From the Editors of Feminist Critique: On the Launch of the Journal’s Website
We are pleased to announce the launch of the website for Feminist Critique: East European Journal of Feminist and Queer Studies. It has been a long preparatory period since the idea of the journal emerged for the first time. We, editors-in-chief Maria Mayerchyk and Olga Plakhotnik, developed the idea, conception and the structure of the journal. The journal is affiliated with the "Center for Cultural-Anthropological Studies," a non-governmental organization in Kyiv. The journal's web-portal was developed with a generous support of the Krytyka Institute and the personal participation of Oleh Kotsyuba, Krytyka's Chief Online Editor. We are deeply grateful for this collaboration. We are also thankful to our colleagues and friends Andriy Mokrousov, Yuliya Bentia, Lyosha Gorshkov, Olenka Dmytryk and Halyna Yarmanova for their wise ideas and friendly support. Our gratitude also goes to our designer Yaroslav Gavrylyuk and type-setter Maiya Prytykina, and to Krytyka's team of programmers.
Feminist Critique is a feminist journal. We consider feminism to be a political positionality and methodological toolkit that are specifically sensitive to power relations and inequalities. As the recent international events show, we still do not have an effective language to grasp political realities. Feminist Critique is our attempt to establish a platform for creation and development of such a language (or, to be precise, languages).

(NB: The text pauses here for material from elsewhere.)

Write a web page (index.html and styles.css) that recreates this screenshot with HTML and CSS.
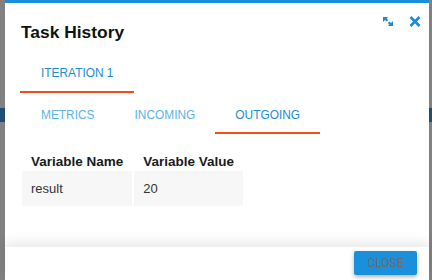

Feminist Critique is a queer-theoretical journal. We seek to problematize universalist and a-historical claims and ways of thinking, binaries and normativities. Instead, we call on heteroglossia, the transgression of neoliberal, progressivist, and triumphalist frameworks. The first publication of our journal is a translated excerpt from The Queer Art of Failure, and this is not a coincidence. We consider it to be a pivotal text for our project because Eastern Europe is always seen as lagging behind, not successful and not progressive enough for the dominant "Western eyes." But we can ask in Halberstam's vein: What if we question the very logics of progress and success, or, at the very least, show its historicity?
Feminist Critique is a slowly paced journal – a journal for slow writing and slow reading. It is largely an academic project; all submitted original papers will go through a double per-review. At the same time, a venue for faster reactions also exists: this is the Feminist Collective blog. We invite cutting-edge and sharp commentaries on recent politics from broader queer-feminist communities, activists, and academics.
Feminist Critique's publishing process, however, will not be slow. After completion of reviews and the preparatory work, each article will appear open-access on our website in HTML and PDF formats, including pagination in the bound and type-set issue. This will allow the correct citing of each publication even before the compilation of the entire issue.
Feminist Critique invites submissions in three languages - Ukrainian, English, and Russian. This represents our political project to de-centralize knowledge production in a globalized world. As soon as we find an individual, community, or organization that would like to volunteer the translation to/from the Belarusian language, this fourth language will be added to the journal. The journal will have an ISSN and will be registered in SCOPUS database upon the publication of the first two issues.